FOCUS AREA › Education in Emergencies

Education in Emergencies: Protecting the Right to Learn in Times of Crisis

GCE’s Education in Emergencies and Crises focus area works to ensure the right to education is protected before, during and after disasters, conflicts, pandemics and protracted crises. The movement seeks to keep education systems functioning, safe and inclusive so that learners, teachers and communities can survive, recover and rebuild.

WHY EDUCATION IN EMERGENCIES

Disasters, pandemics, conflict and displacement threaten global progress on SDG 4 and risk denying millions their right to education. An estimated 222 million crisis‑affected school‑age children need educational support, and in 2020–2021 there were around 5,000 attacks on schools and universities, putting lives at risk and destroying infrastructure.

Refugees and other displaced learners remain critically underserved, with only about 68% of refugee children accessing primary education. At the same time, students and pupils who organise or speak out often face surveillance, criminalisation and violent repression, including bans on student unions in some countries.

OUR FOCUS IN EDUCATION IN EMERGENCIES

GCE members work together on key dimensions that determine whether education systems can withstand and respond to crises.

Crisis‑Sensitive and Inclusive Planning and Budgeting

GCE advocates for education sector plans and budgets that analyse risk, reduce vulnerability and ensure preparedness, so that schools can actively mitigate disaster and crisis risks for all learners in their diversity. This includes integrating psychosocial support, socio‑emotional learning and protection measures into education policies and programmes.

Safe, Protective Learning Environments

The movement calls for schools and higher education institutions to remain as safe as possible, with measures to protect students, teachers and staff from attack, violence and harassment. When school closures are unavoidable, GCE promotes inclusive distance learning options that close, rather than deepen, digital divides.

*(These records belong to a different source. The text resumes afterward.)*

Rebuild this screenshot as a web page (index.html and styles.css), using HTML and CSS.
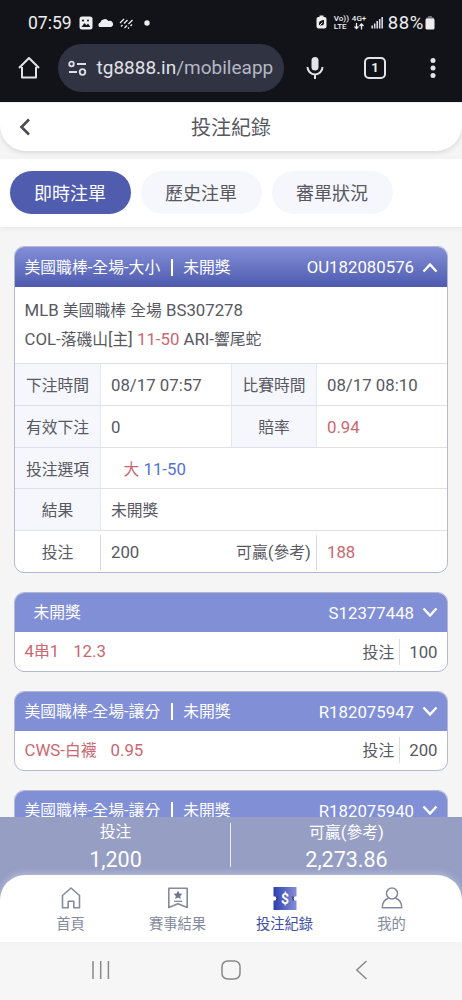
FILE: index.html
```html
<!DOCTYPE html>
<html lang="zh-Hant">
<head>
<meta charset="utf-8">
<title>投注紀錄</title>
<link rel="stylesheet" href="styles.css">
</head>
<body>
<div class="phone">
  <header class="chrome">
    <div class="status">
      <span class="clock">07:59</span>
      <svg class="status-left" width="74" height="16" viewBox="0 0 74 16">
        <rect x="1.5" y="1.500" width="13" height="13" rx="2.500" fill="#eeeef0"/>
        <path d="M3.500 12l3-4 2 2.200 1.500-1.600 2.400 3.400z" fill="#121318"/><circle cx="5" cy="5.500" r="1.100" fill="#121318"/><circle cx="10" cy="5.500" r="1" fill="#121318"/>
        <path d="M22.500 12.500a2.500 2.500 0 0 1 .8-4.500A4.600 4.600 0 0 1 31.500 6.500A3.200 3.200 0 0 1 34 12.500z" transform="translate(-1 -.5)" fill="#eeeef0"/>
        <path d="M42 8l4-4M43 11.500l1.500-1.500M46 8.500l3.500-3.500M46.500 13l2.500-2.500M50.500 9l4-4M50 13.500l1-1M52.500 11l1.500-1.500" stroke="#eeeef0" stroke-width="1.300"/>
        <circle cx="69" cy="8" r="2.700" fill="#eeeef0"/>
      </svg>
      <div class="status-right">
        <svg width="11" height="15" viewBox="0 0 11 15"><path d="M3.500 0.500h4v1.500h1q2 0 2 2v7.500q0 2-2 2h-6q-2 0-2-2V4q0-2 2-2h1z" fill="#eeeef0"/><path d="M3 10.500V8q0-2 2.500-2.500L8 5v3q0 2.500-3 2.500z" fill="#121318"/><path d="M2.500 11.500L6.500 7.500" stroke="#eeeef0"/></svg>
        <span class="tiny">Vo))<br>LTE</span>
        <span class="tiny tiny-4g">4G+<svg width="10" height="7" viewBox="0 0 10 7"><path d="M2.500 0v5.500M.5 3.500l2 2 2-2M7.500 6.500V1M5.500 3l2-2 2 2" fill="none" stroke="#eeeef0" stroke-width="1.300"/></svg></span>
        <svg class="signal" width="12" height="13" viewBox="0 0 12 13"><path d="M1.200 12.500V9.500M3.700 12.500V7.500M6.200 12.500V5M8.700 12.500V3M11.200 12.500V1" stroke="#d8d8dc" stroke-width="1.600"/></svg>
        <span class="percent">88%</span>
        <svg class="battery" width="10" height="14" viewBox="0 0 10 14"><path d="M3 0h4v1.500h2v2H1v-2h2z" fill="#6d6e73"/><rect x=".5" y="2.500" width="9" height="11" rx="1.500" fill="#eeeef0"/></svg>
      </div>
    </div>
    <div class="toolbar">
      <svg class="home-btn" width="22" height="24" viewBox="0 0 22 24"><path d="M4 11v10.500h14V11M1 12L11 2l10 10" fill="none" stroke="#e4e4e8" stroke-width="2" stroke-linejoin="round"/></svg>
      <div class="url">
        <svg width="20" height="16" viewBox="0 0 20 16"><g fill="none" stroke="#dcdfe8" stroke-width="1.800"><circle cx="3.500" cy="4" r="2.300"/><path d="M9 4h9M1 12h8"/><circle cx="14.500" cy="12" r="2.800"/></g></svg>
        <span>tg8888.in<span class="path">/mobileapp</span></span>
      </div>
      <svg class="mic" width="18" height="24" viewBox="0 0 18 24"><rect x="5.500" y="1" width="7" height="13.500" rx="3.500" fill="#e4e4e8"/><path d="M1.500 11a7.500 7.500 0 0 0 15 0M9 18.500V23" fill="none" stroke="#e4e4e8" stroke-width="2"/></svg>
      <span class="tabs-count">1</span>
      <svg class="dots" width="6" height="22" viewBox="0 0 6 22" fill="#e4e4e8"><circle cx="3" cy="3.500" r="2.500"/><circle cx="3" cy="11" r="2.500"/><circle cx="3" cy="18.500" r="2.500"/></svg>
    </div>
  </header>

  <div class="titlebar">
    <svg class="back" width="12" height="18" viewBox="0 0 12 18"><path d="M10 1.500L2.500 9l7.500 7.500" fill="none" stroke="#4b4b55" stroke-width="2.600"/></svg>
    <h1>投注紀錄</h1>
  </div>
  <nav class="pills">
    <span class="pill active">即時注單</span><span class="pill">歷史注單</span><span class="pill">審單狀況</span>
  </nav>

  <main class="list">
    <section class="card open">
      <div class="head"><span>美國職棒<i>-</i>全場<i>-</i>大小</span><b></b><span class="state">未開獎</span><i class="no">OU182080576</i>
        <svg width="16" height="11" viewBox="0 0 16 11"><path d="M1.500 9.500L8 2.500l6.500 7" fill="none" stroke="#fff" stroke-width="2.400"/></svg></div>
      <div class="match"><div><i>MLB </i>美國職棒<i> </i>全場<i> BS307278</i></div><div><i>COL-</i>落磯山<i>[</i>主<i>] <em>11-50</em> ARI-</i>響尾蛇</div></div>
      <div class="row"><span class="label">下注時間</span><i class="value">08/17 07:57</i><span class="label second">比賽時間</span><i class="value">08/17 08:10</i></div>
      <div class="row"><span class="label">有效下注</span><i class="value">0</i><span class="label second">賠率</span><i class="value red">0.94</i></div>
      <div class="row"><span class="label">投注選項</span><span class="value pick"><em>大</em><i class="blue"> 11-50</i></span></div>
      <div class="row"><span class="label">結果</span><span class="value result">未開獎</span></div>
      <div class="row last"><span class="label">投注</span><i class="value">200</i><span class="label second">可贏<i>(</i>參考<i>)</i></span><i class="value red">188</i></div>
    </section>
    <section class="card">
      <div class="head"><span class="state indent">未開獎</span><i class="no">S12377448</i>
        <svg width="16" height="11" viewBox="0 0 16 11"><path d="M1.500 1.500L8 8.500l6.500-7" fill="none" stroke="#fff" stroke-width="2.400"/></svg></div>
      <div class="brief"><em><i>4</i>串<i>1</i></em><em><i>12.3</i></em><span class="stake">投注</span><i class="amount">100</i></div>
    </section>
    <section class="card">
      <div class="head"><span>美國職棒<i>-</i>全場<i>-</i>讓分</span><b></b><span class="state">未開獎</span><i class="no">R182075947</i>
        <svg width="16" height="11" viewBox="0 0 16 11"><path d="M1.500 1.500L8 8.500l6.500-7" fill="none" stroke="#fff" stroke-width="2.400"/></svg></div>
      <div class="brief"><em><i>CWS-</i>白襪</em><em><i>0.95</i></em><span class="stake">投注</span><i class="amount">200</i></div>
    </section>
    <section class="card">
      <div class="head"><span>美國職棒<i>-</i>全場<i>-</i>讓分</span><b></b><span class="state">未開獎</span><i class="no">R182075940</i>
        <svg width="16" height="11" viewBox="0 0 16 11"><path d="M1.500 1.500L8 8.500l6.500-7" fill="none" stroke="#fff" stroke-width="2.400"/></svg></div>
      <div class="brief"></div>
    </section>
  </main>

  <footer class="bottom">
    <div class="summary">
      <div><span>投注</span><strong>1,200</strong></div>
      <div><span>可贏<i>(</i>參考<i>)</i></span><strong>2,273.86</strong></div>
    </div>
    <nav class="tabbar">
      <div class="tab"><svg width="24" height="24" viewBox="0 0 24 24"><path d="M3.500 9.500L12 2l8.500 7.500v12.200h-5.700v-6.500H9.200v6.500H3.500z" fill="none" stroke="#838a9d" stroke-width="1.600" stroke-linejoin="round"/></svg>首頁</div>
      <div class="tab"><svg width="24" height="24" viewBox="0 0 24 24"><path d="M2.800 2.200h18.400v19.300L12 17.800l-9.200 3.700z" fill="none" stroke="#838a9d" stroke-width="1.600" stroke-linejoin="round"/><path d="M12 4.500l1.400 2.900 3.100.4-2.300 2.200.6 3.100-2.800-1.500-2.800 1.500.6-3.100-2.300-2.200 3.100-.4z" fill="#6e7690"/><path d="M8 15.300h8" stroke="#838a9d" stroke-width="1.300"/></svg>賽事結果</div>
      <div class="tab on"><svg width="24" height="24" viewBox="0 0 24 24"><defs><linearGradient id="tk"><stop offset="0" stop-color="#2d3fb0"/><stop offset="1" stop-color="#8790d4"/></linearGradient></defs><path d="M.5 1h23v9.500h-1.500a2 2 0 0 0 0 4h1.500V24H.5v-9.500H2a2 2 0 0 0 0-4H.5z" fill="url(#tk)"/><path d="M3.500 10.500q1.500 2 0 4M20.500 10.500q-1.500 2 0 4" fill="none" stroke="#29337d" stroke-width="1.500"/><text x="12" y="17.500" text-anchor="middle" class="dollar">$</text></svg>投注紀錄</div>
      <div class="tab"><svg width="24" height="24" viewBox="0 0 24 24"><circle cx="12" cy="7.500" r="5.500" fill="none" stroke="#838a9d" stroke-width="1.500"/><path d="M8.500 12.200Q2.400 14 2.300 21.700h19.400Q21.600 14 15.500 12.200" fill="none" stroke="#838a9d" stroke-width="1.500" stroke-linejoin="round"/></svg>我的</div>
    </nav>
    <div class="sysnav">
      <svg width="20" height="20" viewBox="0 0 20 20"><path d="M2 1v18M9.700 1v18M17.400 1v18" stroke="#898989" stroke-width="1.500"/></svg>
      <svg width="20" height="20" viewBox="0 0 20 20"><rect x="1" y="1" width="18" height="18" rx="5.500" fill="none" stroke="#898989" stroke-width="1.500"/></svg>
      <svg width="20" height="20" viewBox="0 0 20 20"><path d="M15.500 1L5.800 10l9.700 9" fill="none" stroke="#898989" stroke-width="1.500"/></svg>
    </div>
  </footer>
</div>
</body>
</html>
```
FILE: styles.css
```css
* { box-sizing: border-box; }
body { margin: 0; font-family: Roboto, "Noto Sans CJK TC", sans-serif; font-size: 15.8px; line-height: 24px; color: #585862; background: #f5f5f6; }
svg { display: block; flex: none; }
i, em { font-style: normal; }
i { font-size: 16.8px; white-space: pre; }
em, .red { color: #cb6770; }
.blue { color: #5273cf; }
.phone { position: relative; height: 1000px; overflow: hidden; display: flex; flex-direction: column; }

/* browser chrome */
.chrome { height: 102px; flex: none; background: #121318; color: #eeeef0; }
.status { display: flex; align-items: center; height: 43px; padding: 2px 27px 0 28px; }
.clock { font-size: 17.5px; }
.status-left { margin-left: 6px; }
.status-right { margin-left: auto; display: flex; align-items: center; }
.tiny { margin-left: 3px; width: 14px; font-size: 8px; line-height: 7.5px; font-weight: 500; white-space: nowrap; }
.tiny-4g { margin-left: 4px; width: 15px; }
.tiny-4g svg { margin-left: 2px; }
.signal { margin-left: 4px; }
.percent { margin-left: 5px; font-size: 18.5px; letter-spacing: .6px; }
.battery { margin-left: 1px; }
.status-right > svg:first-child { margin-right: 4px; }
.toolbar { display: flex; align-items: center; height: 50px; padding-left: 18px; }
.url { display: flex; align-items: center; gap: 9px; width: 226px; height: 48px; margin-left: 18px; padding-left: 9.5px; border-radius: 24px; background: #303341; color: #e0e1e8; font-size: 19px; white-space: nowrap; }
.path { color: #b5b8c4; }
.mic { margin-left: 22px; }
.tabs-count { width: 22px; height: 22px; margin-left: 40px; border: 2px solid #e4e4e8; border-radius: 5px; font-size: 13px; font-weight: 700; line-height: 18px; text-align: center; }
.dots { margin-left: 44px; }

/* page heading */
.titlebar { display: flex; align-items: center; flex: none; height: 48px; padding: 0 20px 1px 19px; margin-top: 1px; background: #fff; border-radius: 0 0 26px 26px; box-shadow: 0 2px 5px #0000001c; }
.titlebar h1 { flex: 1; margin: 2px 11px 0 0; font-size: 20px; font-weight: 400; text-align: center; }
.pills { display: flex; align-items: center; gap: 10px; flex: none; height: 68px; margin-top: 8px; padding: 0 0 1px 9.5px; background: #fff; box-shadow: 0 2px 5px #0000000d; }
.pill { width: 121px; height: 43px; border-radius: 22px; line-height: 45px; font-size: 18px; text-align: center; background: #f6f7fd; }
.pill.active { background: #505cae; color: #fff; }

/* bet cards */
.list { display: flex; flex-direction: column; gap: 19.5px; padding: 19px 14px 0; }
.card { flex: none; border: 1px solid #b5b8d2; border-radius: 10px; overflow: hidden; background: #fff; }
.card:not(.open) { height: 79.3px; }
.head { display: flex; align-items: center; height: 40px; margin: -1px -1px 0; padding: 1px 10px 0 10.5px; background: #818fd6; color: #fff; }
.open .head { height: 41px; background: linear-gradient(#8490d8, #4e5bae); }
.head b { width: 2px; height: 17px; margin: 0 10px 0 11px; background: #fff; }
.state { padding-top: 1px; }
.indent { padding-left: 9px; }
.no { margin-left: auto; margin-right: 8px; }
.match { height: 76px; padding: 9px 9.5px 0; line-height: 28px; }
.match div { height: 28.5px; }
.row { display: flex; height: 41.8px; border-top: 1px solid #dfe0ea; line-height: 43px; }
.label { width: 86px; flex: none; text-align: center; white-space: nowrap; line-height: 44px; background: #f6f7fc; border-right: 1px solid #e5e6f0; }
.value { flex: 1; padding-left: 10px; line-height: 43px; }
.result { line-height: 44px; }
.label.second { border-left: 1px solid #e5e6f0; margin-left: -1px; }
.row .value:last-child { flex: none; width: 130px; }
.row .pick:last-child { padding-left: 22.5px; width: auto; }
.last .label { line-height: 43px; background: none; border-style: solid; border-color: transparent; border-image: linear-gradient(transparent 5px, #d5d6e2 5px, #d5d6e2 38px, transparent 38px) 1; border-width: 0 1px 0 0; }
.brief { display: flex; align-items: center; height: 38.3px; padding: 0 9.5px; }
.brief em { margin-right: 14px; }
.stake { margin-left: auto; height: 26px; padding-right: 5px; line-height: 28px; border-right: 1px solid #dadbe6; }
.amount { margin-left: 9px; }

/* fixed footer */
.bottom { position: absolute; left: 0; right: 0; bottom: 0; }
.summary { display: flex; height: 83px; margin-bottom: -25px; background: #969ec4; color: #fff; text-align: center; }
.summary div { flex: 1; padding-top: 3px; position: relative; }
.summary div + div::before { content: ""; position: absolute; left: -1px; top: 6px; width: 1px; height: 44px; background: #e9ebf5; }
.summary span, .summary strong { display: block; height: 24px; }
.summary strong { margin-top: 4px; font-size: 21.5px; font-weight: 400; }
.tabbar { position: relative; display: flex; height: 67px; padding: 11px 17px 0; background: #fff; border-radius: 25px 25px 0 0; box-shadow: 0 -2px 6px #d4d9f080; }
.tab { flex: 1; display: flex; flex-direction: column; align-items: center; gap: 2px; font-size: 14.3px; color: #838a9d; }
.tab.on { color: #4150a5; }
.dollar { font-size: 14px; font-weight: 700; fill: #fff; }
.sysnav { display: flex; justify-content: space-between; align-items: center; height: 58px; padding: 0 91px 3px; background: #f6f6f6; }
```
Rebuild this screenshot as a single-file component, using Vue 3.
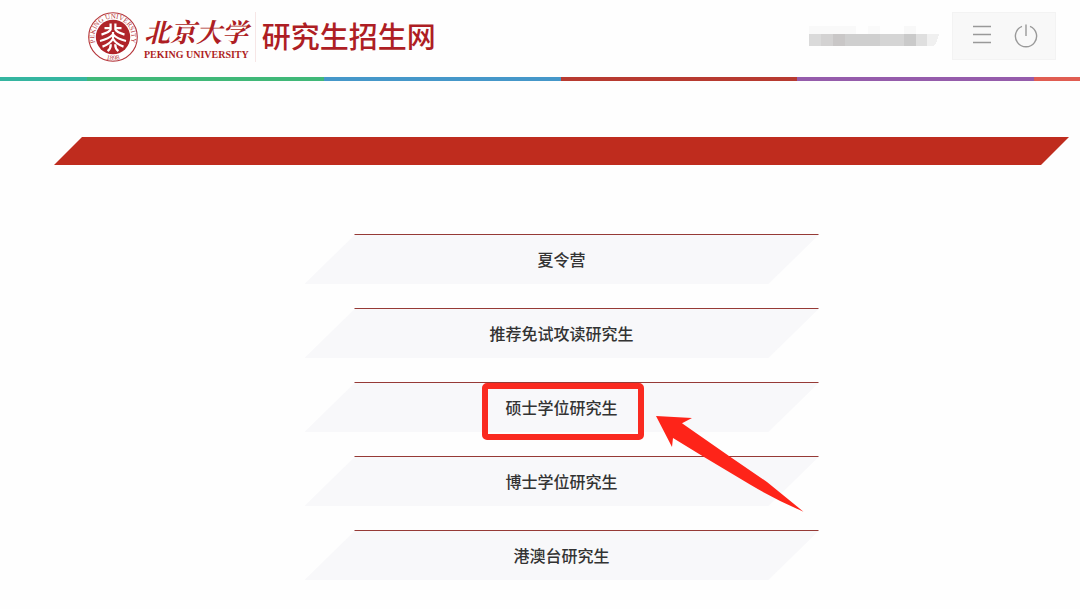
<template>
  <div class="page">
    <header class="header">
      <a class="brand" href="#">
        <svg class="seal" viewBox="0 0 50 50" aria-hidden="true">
          <defs>
            <path id="ring-top" d="M8.7 34 A18.6 18.6 0 1 1 41.3 34" />
            <path id="ring-bottom" d="M12 44.2 A23.2 23.2 0 0 0 38 44.2" />
          </defs>
          <circle cx="25" cy="25" r="24.3" fill="#fff" stroke="#b5363b" stroke-width="1.1" />
          <text class="seal-text">
            <textPath href="#ring-top" startOffset="50%" text-anchor="middle">PEKING UNIVERSITY</textPath>
          </text>
          <text class="seal-text">
            <textPath href="#ring-bottom" startOffset="50%" text-anchor="middle">1898</textPath>
          </text>
          <circle cx="25" cy="25" r="17.2" fill="#b0242a" />
          <g fill="none" stroke="#fff" stroke-width="2.2">
            <path d="M22.6 11.5 V17.5 Q21.5 20 13.5 22.6" />
            <path d="M27.4 11.5 V17.5 Q28.5 20 36.5 22.6" />
            <path d="M16.5 16.2 H22.6 M27.4 16.2 H33.5" />
            <path d="M25 20 V26" />
            <path d="M12 29 Q20.5 27.2 25 22.6 Q29.5 27.2 38 29" />
            <path d="M14.5 34.6 Q22 32 25 26.8 Q28 32 35.5 34.6" />
            <path d="M19.6 39.2 Q22.8 36.6 22.8 32.2 M30.4 39.2 Q27.2 36.6 27.2 32.2" />
          </g>
        </svg>
        <span class="school">
          <span class="school-cn">北京大学</span>
          <span class="school-en">PEKING UNIVERSITY</span>
        </span>
        <span class="site-name">研究生招生网</span>
      </a>

      <div class="tools">
        <svg class="user" viewBox="0 0 130 20" shape-rendering="crispEdges" aria-hidden="true">
          <rect v-for="(b, i) in userBlocks" :key="i" :x="b.x" :y="b.y" :width="b.w" :height="b.h" :fill="b.color" />
          <path d="M118 8 H130 L127 18 L124 20 H118 Z" fill="#f0f0f0" />
        </svg>
        <div class="actions">
          <button type="button" aria-label="菜单">
            <svg viewBox="0 0 26 26">
              <path d="M4 3.5 H22 M4 11.5 H22 M4 19.5 H22" />
            </svg>
          </button>
          <button type="button" aria-label="退出">
            <svg viewBox="0 0 26 26">
              <path d="M9 3.3 A10.6 10.6 0 1 0 17 3.3 M13 1.5 V13" />
            </svg>
          </button>
        </div>
      </div>
    </header>
    <div class="stripe"></div>

    <main class="main">
      <div class="banner"></div>
      <nav class="menu">
        <a v-for="item in items" :key="item.name" class="menu-item" href="#">
          <span>{{ item.name }}</span>
          <template v-if="item.marked">
            <i class="mark"></i>
            <svg class="arrow" viewBox="0 0 148 96" aria-hidden="true">
              <path d="M0 0 L36 2 L26 7.3 L73 40 L111 66 L147.5 95.7 Q120 84 94 68.5 L48 41 L17 22 L16 31 Z" fill="#fe2419" />
            </svg>
          </template>
        </a>
      </nav>
    </main>
  </div>
</template>

<script setup>
const items = [
  { name: '夏令营' },
  { name: '推荐免试攻读研究生' },
  { name: '硕士学位研究生', marked: true },
  { name: '博士学位研究生' },
  { name: '港澳台研究生' },
];

// masked user name
const userBlocks = [
  { x: 0, y: 0, w: 47, h: 8, color: '#f9f9f9' },
  { x: 59, y: 0, w: 12, h: 8, color: '#fafafa' },
  { x: 95, y: 0, w: 12, h: 8, color: '#f8f8f8' },
  { x: 0, y: 8, w: 12, h: 12, color: '#dadada' },
  { x: 12, y: 8, w: 12, h: 12, color: '#d3d2d2' },
  { x: 24, y: 8, w: 12, h: 12, color: '#c9c7c7' },
  { x: 36, y: 8, w: 35, h: 12, color: '#cfcfcf' },
  { x: 71, y: 8, w: 24, h: 12, color: '#d5d5d5' },
  { x: 95, y: 8, w: 12, h: 12, color: '#cacaca' },
  { x: 107, y: 8, w: 11, h: 12, color: '#dfdfdf' },
];
</script>

<style>
body {
  margin: 0;
  background: #fefefe;
}
</style>

<style scoped>
.page {
  font-family: 'Liberation Sans', 'Noto Sans CJK SC', sans-serif;
  color: #333;
}

.header {
  display: flex;
  align-items: flex-start;
  justify-content: space-between;
  height: 65px;
  padding: 12px 24px 0 88px;
}

.brand {
  display: flex;
  align-items: flex-start;
  color: #ae1e24;
  text-decoration: none;
}

.seal {
  width: 50px;
  height: 50px;
}

.seal-text {
  font-family: 'Liberation Serif', serif;
  font-size: 7px;
  fill: #b5363b;
}

.school {
  display: flex;
  flex-direction: column;
  padding: 2px 6px 0;
  border-right: 1px solid #f6e6e6;
}

.school-cn {
  font-family: 'Noto Serif CJK SC', 'Noto Sans CJK SC', serif;
  font-size: 26px;
  font-style: italic;
  font-weight: bold;
  line-height: 34px;
}

.school-en {
  font-family: 'Liberation Serif', serif;
  font-size: 10px;
  font-weight: bold;
  line-height: 14px;
}

.site-name {
  margin-left: 6px;
  font-size: 29px;
  font-weight: 500;
  line-height: 52px;
}

.tools {
  display: flex;
  align-items: center;
  gap: 13px;
}

.user {
  width: 130px;
  height: 20px;
}

.actions {
  display: flex;
  align-items: center;
  gap: 18px;
  padding: 10px 16px;
  background: #f8f8f8;
  border: 1px solid #f3f3f3;
}

.actions button {
  width: 26px;
  height: 26px;
  padding: 0;
  background: none;
  border: none;
  cursor: pointer;
}

.actions svg {
  display: block;
  fill: none;
  stroke: #999;
  stroke-width: 1.4;
}

.stripe {
  height: 4px;
  background: linear-gradient(
    to right,
    #35b5a0 8.1%,
    #40b878 8.1% 30%,
    #4597c9 30% 51.9%,
    #b73a30 51.9% 73.8%,
    #955cab 73.8% 95.7%,
    #e05d52 95.7%
  );
}

.main {
  padding: 56px 11px 24px 54px;
}

.banner {
  height: 28px;
  background: #bf2c1e;
  clip-path: polygon(28px 0, 100% 0, calc(100% - 28px) 100%, 0 100%);
}

.menu {
  display: flex;
  flex-direction: column;
  gap: 24px;
  max-width: 514px;
  margin: 69px auto 0;
}

.menu-item {
  position: relative;
  display: flex;
  align-items: center;
  justify-content: center;
  height: 50px;
  color: #333;
  font-size: 16px;
  font-weight: 500;
  text-decoration: none;
}

.menu-item::before {
  content: '';
  position: absolute;
  inset: 0;
  background: linear-gradient(#963a36 1px, #f8f8fa 1px);
  clip-path: polygon(50px 0, 100% 0, 100% 1px, calc(100% - 50px) 100%, 0 100%, 50px 1px);
}

.menu-item span {
  position: relative;
}

.mark {
  position: absolute;
  top: 1px;
  left: calc(50% - 80px);
  box-sizing: border-box;
  width: 162px;
  height: 57px;
  border: 6px solid #fa2a20;
  border-radius: 5px;
}

.arrow {
  position: absolute;
  z-index: 1;
  top: 34px;
  left: calc(50% + 94px);
  width: 148px;
  height: 96px;
}
</style>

Education for Refugees and Displaced Learners

GCE insists that refugees, internally displaced persons (IDPs), returnees, asylum seekers and stateless people in all their diversity must have guaranteed, non‑discriminatory access to quality education. This includes recognition of qualifications, fair remuneration for teachers working in emergencies and pathways that allow learners to continue and complete their studies.

Protection of Civic Space and Student Rights

The focus area also addresses the criminalisation and repression of students and academics, advocating for their rights to assemble, unionise and exercise academic freedom and freedom of expression. GCE supports mechanisms such as “student at‑risk” and temporary protection schemes that enable persecuted student activists to continue their education safely.


WHAT GCE CALLS FOR

GCE directs specific asks to governments, donors and other decision‑makers.

Guarantee safe and continuous education

  1. Adopt and operationalise the Safe Schools Declaration and related commitments.
  2. Keep schools safely open as far as possible while ensuring safety, security, protection, psychosocial support and socio‑emotional learning.
  3. Provide social welfare and health programmes that support the wellbeing of teachers and learners during emergencies.

Plan and fund with a nexus approach

  1. Conduct crisis‑sensitive and inclusive education planning and budgeting at all levels, applying a development–humanitarian–peace nexus approach.
  2. Prioritise and increase funding for education in emergencies within both humanitarian aid and longer‑term development assistance.
  3. Localise responses wherever possible, ensuring that civil society, students, parents and teachers are at the table when decisions are made.

Invest in teachers and resilient systems

  1. Equip and support teachers to teach about disaster risk reduction, climate change, health, human rights, and peaceful coexistence, and to support learners’ safety and wellbeing before, during and after crises.
  2. Reform education systems to build institutional resilience, social cohesion and trust in public education services.

Protect rights and monitor attacks

  1. Protect students’ and educators’ rights to organise, protest and engage in academic and civic life without fear.
  2. Support systematic monitoring of SDG 4 implementation and of attacks on students, teachers and education personnel, including violent repression of student protests on and off campus.

HOW THE MOVEMENT DRIVES CHANGE

GCE engages systematically with local, national, regional and global education clusters and coordination mechanisms for education in emergencies. The movement advocates with donors for increased and more effective funding across the development–humanitarian–peace nexus and draws attention to both emerging and “forgotten” crises and their educational impacts.

Through research on how funding and leadership shape preparedness, response and recovery, GCE generates evidence that informs advocacy and programming. The movement also represents civil society in Education Cannot Wait processes and platforms, with a particular emphasis on gender equality and protection in education in emergencies.